» Do this
Exact reproduction of the data is required, with images excluded.

[Start of Data block]

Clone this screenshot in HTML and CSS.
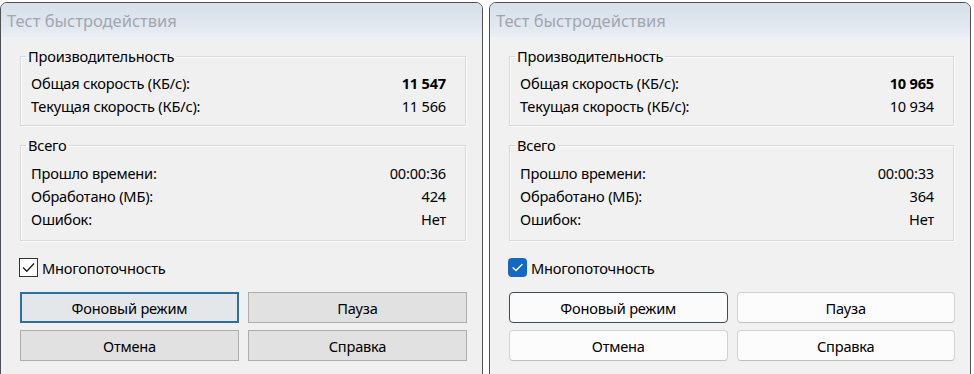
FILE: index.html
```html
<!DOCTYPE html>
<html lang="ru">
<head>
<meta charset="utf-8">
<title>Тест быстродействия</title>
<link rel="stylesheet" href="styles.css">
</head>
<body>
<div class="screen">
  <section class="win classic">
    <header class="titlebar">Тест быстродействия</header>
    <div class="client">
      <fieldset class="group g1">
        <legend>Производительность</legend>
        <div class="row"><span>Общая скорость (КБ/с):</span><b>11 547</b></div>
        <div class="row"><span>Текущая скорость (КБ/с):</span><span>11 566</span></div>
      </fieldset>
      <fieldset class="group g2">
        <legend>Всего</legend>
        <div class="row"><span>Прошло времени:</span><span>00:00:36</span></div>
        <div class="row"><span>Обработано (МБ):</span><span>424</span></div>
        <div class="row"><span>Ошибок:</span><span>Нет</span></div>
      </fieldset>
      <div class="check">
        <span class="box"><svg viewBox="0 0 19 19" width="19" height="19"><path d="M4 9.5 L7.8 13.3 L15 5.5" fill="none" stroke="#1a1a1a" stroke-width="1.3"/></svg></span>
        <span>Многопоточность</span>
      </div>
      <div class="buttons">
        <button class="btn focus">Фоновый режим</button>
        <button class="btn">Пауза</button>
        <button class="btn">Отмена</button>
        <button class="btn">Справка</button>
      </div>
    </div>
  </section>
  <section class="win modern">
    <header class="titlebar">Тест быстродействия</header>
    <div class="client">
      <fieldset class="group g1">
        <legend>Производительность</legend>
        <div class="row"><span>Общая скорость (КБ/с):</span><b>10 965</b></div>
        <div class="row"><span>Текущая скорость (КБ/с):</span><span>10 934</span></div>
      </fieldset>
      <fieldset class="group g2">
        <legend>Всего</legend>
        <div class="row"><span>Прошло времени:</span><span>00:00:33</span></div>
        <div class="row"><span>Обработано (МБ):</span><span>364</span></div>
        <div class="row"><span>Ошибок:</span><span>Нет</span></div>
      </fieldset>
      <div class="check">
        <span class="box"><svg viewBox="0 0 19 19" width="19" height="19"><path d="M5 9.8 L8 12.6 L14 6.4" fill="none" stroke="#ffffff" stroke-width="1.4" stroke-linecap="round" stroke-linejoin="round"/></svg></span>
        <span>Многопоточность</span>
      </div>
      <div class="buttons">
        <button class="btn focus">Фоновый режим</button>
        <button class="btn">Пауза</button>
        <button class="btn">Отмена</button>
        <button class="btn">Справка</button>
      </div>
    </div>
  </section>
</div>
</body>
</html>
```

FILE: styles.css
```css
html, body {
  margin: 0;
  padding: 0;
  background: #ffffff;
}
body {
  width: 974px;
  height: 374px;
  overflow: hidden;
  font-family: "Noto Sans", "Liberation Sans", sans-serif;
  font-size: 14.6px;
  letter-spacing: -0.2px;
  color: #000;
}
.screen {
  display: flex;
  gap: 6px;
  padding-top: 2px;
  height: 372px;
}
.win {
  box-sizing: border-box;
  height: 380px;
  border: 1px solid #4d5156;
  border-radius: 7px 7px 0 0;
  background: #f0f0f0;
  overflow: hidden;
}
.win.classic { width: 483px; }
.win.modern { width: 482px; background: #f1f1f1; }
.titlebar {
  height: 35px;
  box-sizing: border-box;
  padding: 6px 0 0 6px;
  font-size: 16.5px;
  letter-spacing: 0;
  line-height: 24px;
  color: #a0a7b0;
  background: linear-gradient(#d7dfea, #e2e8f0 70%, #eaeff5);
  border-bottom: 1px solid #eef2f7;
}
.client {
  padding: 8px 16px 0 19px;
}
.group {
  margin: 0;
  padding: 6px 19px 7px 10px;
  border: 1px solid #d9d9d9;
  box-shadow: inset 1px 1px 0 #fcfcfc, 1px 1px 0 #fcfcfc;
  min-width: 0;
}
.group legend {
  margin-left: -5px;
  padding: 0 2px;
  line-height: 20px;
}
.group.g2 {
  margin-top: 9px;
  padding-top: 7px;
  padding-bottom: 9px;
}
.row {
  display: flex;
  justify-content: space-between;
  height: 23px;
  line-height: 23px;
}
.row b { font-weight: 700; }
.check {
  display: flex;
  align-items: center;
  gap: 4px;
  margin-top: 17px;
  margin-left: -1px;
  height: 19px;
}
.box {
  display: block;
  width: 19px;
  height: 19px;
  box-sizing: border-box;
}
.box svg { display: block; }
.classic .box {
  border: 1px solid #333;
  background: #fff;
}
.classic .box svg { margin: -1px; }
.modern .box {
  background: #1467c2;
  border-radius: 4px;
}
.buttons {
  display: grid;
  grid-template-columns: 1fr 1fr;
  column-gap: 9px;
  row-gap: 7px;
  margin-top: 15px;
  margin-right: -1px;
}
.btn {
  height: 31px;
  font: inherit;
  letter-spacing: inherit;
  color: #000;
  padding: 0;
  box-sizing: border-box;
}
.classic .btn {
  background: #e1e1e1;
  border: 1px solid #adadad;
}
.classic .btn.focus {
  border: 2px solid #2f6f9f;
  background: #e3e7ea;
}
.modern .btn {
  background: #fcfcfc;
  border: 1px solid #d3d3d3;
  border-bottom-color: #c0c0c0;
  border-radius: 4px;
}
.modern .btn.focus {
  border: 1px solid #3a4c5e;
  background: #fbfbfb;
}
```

[End of Data block]

» Response to the task
Clone this screenshot in HTML and CSS.
FILE: index.html
```html
<!DOCTYPE html>
<html lang="ru">
<head>
<meta charset="utf-8">
<title>Тест быстродействия</title>
<link rel="stylesheet" href="styles.css">
</head>
<body>
<div class="screen">
  <section class="win classic">
    <header class="titlebar">Тест быстродействия</header>
    <div class="client">
      <fieldset class="group g1">
        <legend>Производительность</legend>
        <div class="row"><span>Общая скорость (КБ/с):</span><b>11 547</b></div>
        <div class="row"><span>Текущая скорость (КБ/с):</span><span>11 566</span></div>
      </fieldset>
      <fieldset class="group g2">
        <legend>Всего</legend>
        <div class="row"><span>Прошло времени:</span><span>00:00:36</span></div>
        <div class="row"><span>Обработано (МБ):</span><span>424</span></div>
        <div class="row"><span>Ошибок:</span><span>Нет</span></div>
      </fieldset>
      <div class="check">
        <span class="box"><svg viewBox="0 0 19 19" width="19" height="19"><path d="M4 9.5 L7.8 13.3 L15 5.5" fill="none" stroke="#1a1a1a" stroke-width="1.3"/></svg></span>
        <span>Многопоточность</span>
      </div>
      <div class="buttons">
        <button class="btn focus">Фоновый режим</button>
        <button class="btn">Пауза</button>
        <button class="btn">Отмена</button>
        <button class="btn">Справка</button>
      </div>
    </div>
  </section>
  <section class="win modern">
    <header class="titlebar">Тест быстродействия</header>
    <div class="client">
      <fieldset class="group g1">
        <legend>Производительность</legend>
        <div class="row"><span>Общая скорость (КБ/с):</span><b>10 965</b></div>
        <div class="row"><span>Текущая скорость (КБ/с):</span><span>10 934</span></div>
      </fieldset>
      <fieldset class="group g2">
        <legend>Всего</legend>
        <div class="row"><span>Прошло времени:</span><span>00:00:33</span></div>
        <div class="row"><span>Обработано (МБ):</span><span>364</span></div>
        <div class="row"><span>Ошибок:</span><span>Нет</span></div>
      </fieldset>
      <div class="check">
        <span class="box"><svg viewBox="0 0 19 19" width="19" height="19"><path d="M5 9.8 L8 12.6 L14 6.4" fill="none" stroke="#ffffff" stroke-width="1.4" stroke-linecap="round" stroke-linejoin="round"/></svg></span>
        <span>Многопоточность</span>
      </div>
      <div class="buttons">
        <button class="btn focus">Фоновый режим</button>
        <button class="btn">Пауза</button>
        <button class="btn">Отмена</button>
        <button class="btn">Справка</button>
      </div>
    </div>
  </section>
</div>
</body>
</html>
```

FILE: styles.css
```css
html, body {
  margin: 0;
  padding: 0;
  background: #ffffff;
}
body {
  width: 974px;
  height: 374px;
  overflow: hidden;
  font-family: "Noto Sans", "Liberation Sans", sans-serif;
  font-size: 14.6px;
  letter-spacing: -0.2px;
  color: #000;
}
.screen {
  display: flex;
  gap: 6px;
  padding-top: 2px;
  height: 372px;
}
.win {
  box-sizing: border-box;
  height: 380px;
  border: 1px solid #4d5156;
  border-radius: 7px 7px 0 0;
  background: #f0f0f0;
  overflow: hidden;
}
.win.classic { width: 483px; }
.win.modern { width: 482px; background: #f1f1f1; }
.titlebar {
  height: 35px;
  box-sizing: border-box;
  padding: 6px 0 0 6px;
  font-size: 16.5px;
  letter-spacing: 0;
  line-height: 24px;
  color: #a0a7b0;
  background: linear-gradient(#d7dfea, #e2e8f0 70%, #eaeff5);
  border-bottom: 1px solid #eef2f7;
}
.client {
  padding: 8px 16px 0 19px;
}
.group {
  margin: 0;
  padding: 6px 19px 7px 10px;
  border: 1px solid #d9d9d9;
  box-shadow: inset 1px 1px 0 #fcfcfc, 1px 1px 0 #fcfcfc;
  min-width: 0;
}
.group legend {
  margin-left: -5px;
  padding: 0 2px;
  line-height: 20px;
}
.group.g2 {
  margin-top: 9px;
  padding-top: 7px;
  padding-bottom: 9px;
}
.row {
  display: flex;
  justify-content: space-between;
  height: 23px;
  line-height: 23px;
}
.row b { font-weight: 700; }
.check {
  display: flex;
  align-items: center;
  gap: 4px;
  margin-top: 17px;
  margin-left: -1px;
  height: 19px;
}
.box {
  display: block;
  width: 19px;
  height: 19px;
  box-sizing: border-box;
}
.box svg { display: block; }
.classic .box {
  border: 1px solid #333;
  background: #fff;
}
.classic .box svg { margin: -1px; }
.modern .box {
  background: #1467c2;
  border-radius: 4px;
}
.buttons {
  display: grid;
  grid-template-columns: 1fr 1fr;
  column-gap: 9px;
  row-gap: 7px;
  margin-top: 15px;
  margin-right: -1px;
}
.btn {
  height: 31px;
  font: inherit;
  letter-spacing: inherit;
  color: #000;
  padding: 0;
  box-sizing: border-box;
}
.classic .btn {
  background: #e1e1e1;
  border: 1px solid #adadad;
}
.classic .btn.focus {
  border: 2px solid #2f6f9f;
  background: #e3e7ea;
}
.modern .btn {
  background: #fcfcfc;
  border: 1px solid #d3d3d3;
  border-bottom-color: #c0c0c0;
  border-radius: 4px;
}
.modern .btn.focus {
  border: 1px solid #3a4c5e;
  background: #fbfbfb;
}
```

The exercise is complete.